Notes sur l’œuvre En suivant la main gauche de Jacques Lacan – L’Ame et l’inconscient (2012) de Pierre Bismuth, exposée jusqu’en février 2022 au Centre Pompidou à l’occasion de l’exposition personnelle de l’artiste.

 

Depuis 1999 Pierre Bismuth travaille à une série intitulée En suivant la main de : en travaillant à partir d’arrêts sur image de films ou avec des extraits de vidéos, il retrace au feutre les mouvements d’un bras ou d’une main d’un personnage gesticulant dans un contexte donné impliquant à chaque fois une participation émotive visiblement intense.

Par-dessus l’image vient ainsi se superposer un embrouillamini de fils inextricable dû aux enchevêtrements des trajectoires de la main appartenant au corps de telle star de cinéma, ou de tel scientifique pris dans une de ses interventions médiatiques tout occupé à honorer sa position auto-proclamée de guide spirituel éclairant les foules sur des questionnements théoriques très complexes.

C’est précisément le cas de Lacan : en 2012 l’artiste intervient sur un extrait d’une conférence filmée du fameux psychanalyste intitulée « L’âme et l’inconscient ». On remarque tout de suite à quel point la gestuelle du personnage est exacerbée au point de transformer le discours en un numéro burlesque, sa main gauche notamment étant brusquement sujette à de fortes accélérations ascendantes ou descendantes comme si elle cherchait désespérément à communiquer un message non-traduisible verbalement.

Si la conférence telle quelle, non modifiée, est déjà cocasse du fait de l’expressivité de l’interlocuteur, les trajectoires au feutre dessinées par l’artiste font apparaître une sorte de nuage informe qui se matérialise juste à côté du corps de Lacan, comme une sorte de double fantomatique. Une image très ambigüe car si d’une part, indubitablement, elle appartient à l’auteur comme étant le produit de ses gesticulations, d’autre part elle acquiert une dimension propre et méconnaissable : ces lignes contorsionnées sont tellement étranges que nous ne les reconnaissons plus comme étant les siennes, il les a produites à proprement parler inconsciemment.

Ce processus d’extériorisation d’une mémoire gestuelle est particulièrement probant quand il est appliqué à un théoricien du psychisme.
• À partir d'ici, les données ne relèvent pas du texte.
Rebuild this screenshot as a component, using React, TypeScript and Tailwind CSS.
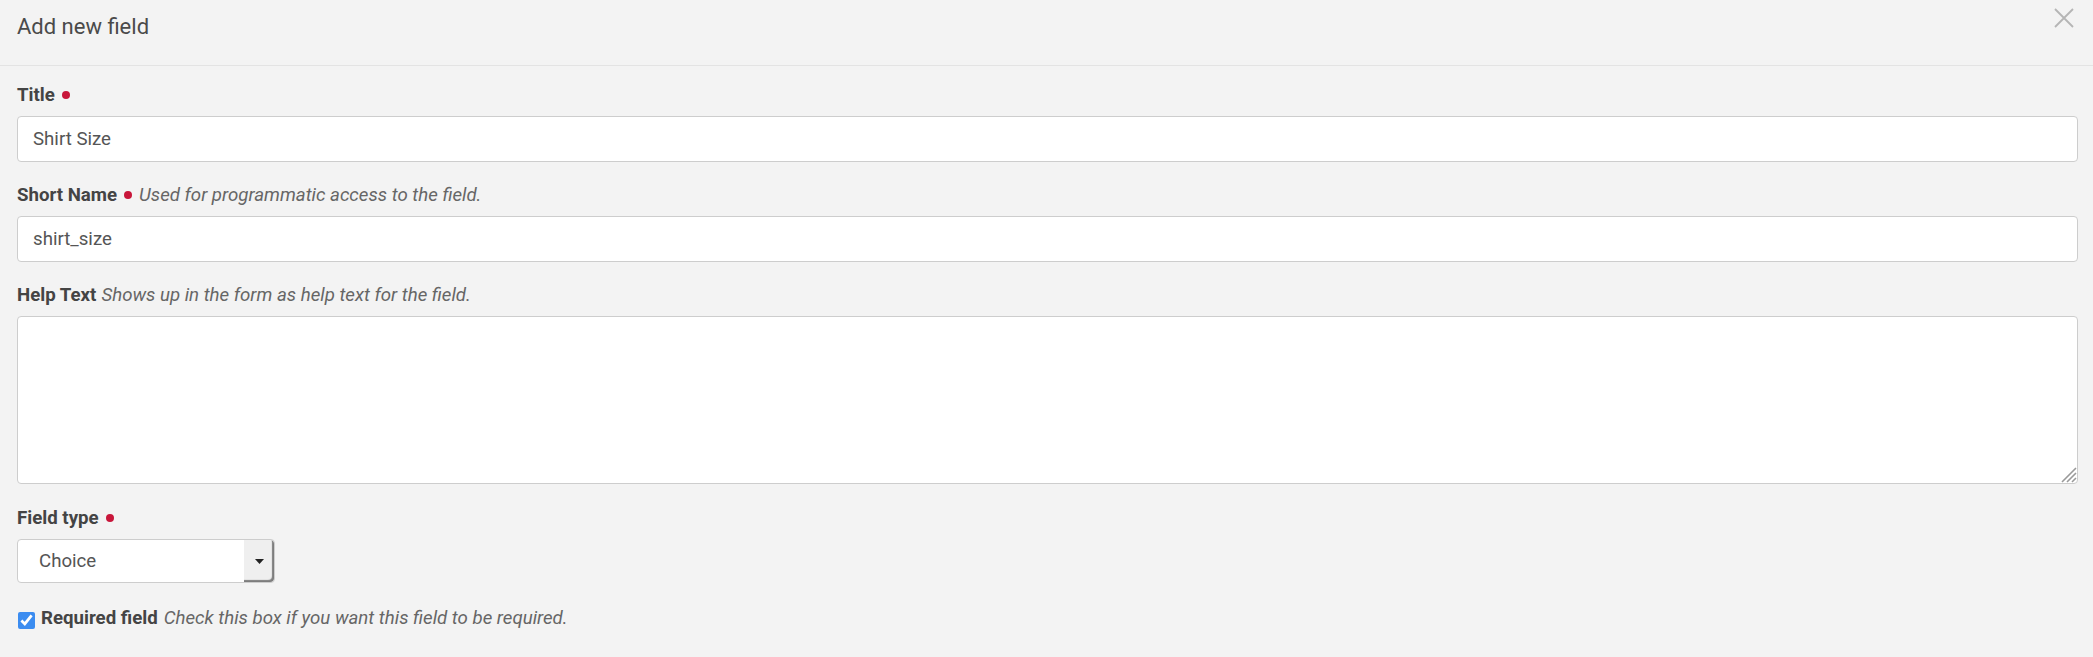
import { useState } from "react";

// Modal body for adding a custom field
function Dot() {
  return <span className="inline-block w-[8px] h-[8px] rounded-full bg-[#c8163a]" />;
}

function Label({ text, required, hint }: { text: string; required?: boolean; hint?: string }) {
  return (
    <div className="flex items-center gap-[7px] leading-[26px] mb-[8px]">
      <span className="font-bold text-[#444]">{text}</span>
      {required && <Dot />}
      {hint && <span className={required ? "italic text-[#666]" : "italic text-[#666] -ml-[2px]"}>{hint}</span>}
    </div>
  );
}

export default function App() {
  const [title, setTitle] = useState("Shirt Size");
  const [shortName, setShortName] = useState("shirt_size");
  const [help, setHelp] = useState("");
  const [required, setRequired] = useState(true);

  return (
    <div className="min-h-screen w-full bg-[#f3f3f3] text-[18.67px] font-['Roboto',sans-serif]">
      {/* Header */}
      <div className="flex items-start justify-between h-[66px] border-b border-[#e3e3e3] pl-[17px] pr-[19px]">
        <h2 className="pt-[12px] text-[22px] leading-[30px] text-[#4a4a4a] font-normal">Add new field</h2>
        <button className="mt-[8px] text-[#b5b5b5]" aria-label="Close">
          <svg width="20" height="20" viewBox="0 0 20 20" fill="none" stroke="currentColor" strokeWidth="1.8">
            <path d="M1 1 19 19M19 1 1 19" />
          </svg>
        </button>
      </div>

      {/* Form */}
      <div className="pt-[16px] pl-[17px] pr-[15px]">
        <div className="mb-[20px]">
          <Label text="Title" required />
          <input
            value={title}
            onChange={e => setTitle(e.target.value)}
            className="w-full h-[46px] bg-white border border-[#cdcdcd] rounded-[4px] pl-[15px] text-[#555] outline-none"
          />
        </div>

        <div className="mb-[20px]">
          <Label text="Short Name" required hint="Used for programmatic access to the field." />
          <input
            value={shortName}
            onChange={e => setShortName(e.target.value)}
            className="w-full h-[46px] bg-white border border-[#cdcdcd] rounded-[4px] pl-[15px] text-[#555] outline-none"
          />
        </div>

        <div className="mb-[21px]">
          <Label text="Help Text" hint="Shows up in the form as help text for the field." />
          <div className="relative">
            <textarea
              value={help}
              onChange={e => setHelp(e.target.value)}
              className="block w-full h-[168px] bg-white border border-[#cdcdcd] rounded-[4px] px-[15px] py-[8px] text-[#555] outline-none resize-none"
            />
            {/* resize grip */}
            <svg
              className="absolute right-[1px] bottom-[1px] pointer-events-none"
              width="20" height="20" viewBox="0 0 20 20" stroke="#9a9a9a" strokeWidth="1.6"
            >
              <path d="M19 5 5 19M19 10 10 19M19 15 15 19" />
            </svg>
          </div>
        </div>

        <div className="mb-[22px]">
          <Label text="Field type" required />
          <div className="flex w-[258px] h-[44px] bg-white border border-[#cdcdcd] rounded-[4px]">
            <div className="flex-1 flex items-center pl-[21px] text-[#555]">Choice</div>
            <div className="w-[30px] flex items-center justify-center bg-[#efefef] rounded-r-[4px] shadow-[inset_-2px_-2px_1px_#7d7d7d]">
              <svg width="9" height="5" viewBox="0 0 9 5">
                <path d="M0 0h9L4.5 5z" fill="#222" />
              </svg>
            </div>
          </div>
        </div>

        <label className="flex items-center gap-[6px] leading-[26px]">
          <input
            type="checkbox"
            checked={required}
            onChange={e => setRequired(e.target.checked)}
            className="w-[17px] h-[17px] m-0 ml-[1px] mt-[5px] accent-[#3b8cf0]"
          />
          <span className="font-bold text-[#444]">Required field</span>
          <span className="italic text-[#666]">Check this box if you want this field to be required.</span>
        </label>
      </div>
    </div>
  );
}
Le style de Lacan dans ses séminaires est à fortiori resté célèbre pour ses circonvolutions sans fin, ses comparaisons saugrenues, son humour polysémique, sans parler de ses passages et de ses équations algébriques abscons, éléments qui rendent dans l’œuvre de Bismuth ce conglomérat broussailleux de fils d’autant plus parlant, si on peut dire. Ironiquement, plus Lacan essaye ici d’articuler face à nous sa pensée sur les mécanismes de l’inconscient, plus il semble être submergé par son propre inconscient qui, tel son « jumeau gros de délire[1] » pour reprendre l’une de ses expressions, prend une place à ses côtés de plus en plus impressionnante voire inquiétante par son illisibilité.

Le résultat de la démarche de l’artiste, outre qu’il se présente comme un remake humoristique de l’expressionnisme abstrait pollockien, apporte un regard sur le rapport à notre inconscient que Lacan aurait tout particulièrement apprécié : dans son Séminaire livre X intitulé L’angoisse (1962-63), on trouve un passage où l’auteur analyse la fonction métaphorique de l’expérience corporelle. Lacan évoque, dans une coïncidence parfaite par rapport au travail de Bismuth, le statut de son propre bras comme d’un appareil mécanique susceptible de se détacher de son corps et de se transformer en une entité autonome et détachable : « Il me faut me prémunir, si je puis dire, contre le fait non pas tout de suite de son amputation, mais de son non-contrôle – contre le fait qu’un autre puisse s’en emparer […] ; le bras peut être oublié, ni plus ni moins, comme un bras mécanique […]. Même quand j’oublie son fonctionnement, je tiens beaucoup à savoir qu’il fonctionne d’une façon automatique, […] que toutes sortes de réflexes toniques ou volontaires, toutes sortes de conditionnements, m’assurent bien qu’il ne s’échappera pas, même s’il y a un instant d’inattention de ma part.[2] » Lacan formule ici de manière particulièrement visuelle cette intuition, dont on retrouve cinquante ans plus tard un équivalent plastique chez Pierre Bismuth, qu’il y a en nous, malgré nous, quelque chose qui parle, vis-à-vis de quoi nous sommes loin d’être en adéquation, et c’est ce qui nous expose constamment à un risque de morcellement de soi.

 

[1]J. Lacan, Les psychoses, Séminaire, livre III, p. 232.

[2]J. Lacan, L’angoisse, Séminaire, livre X, p. 251.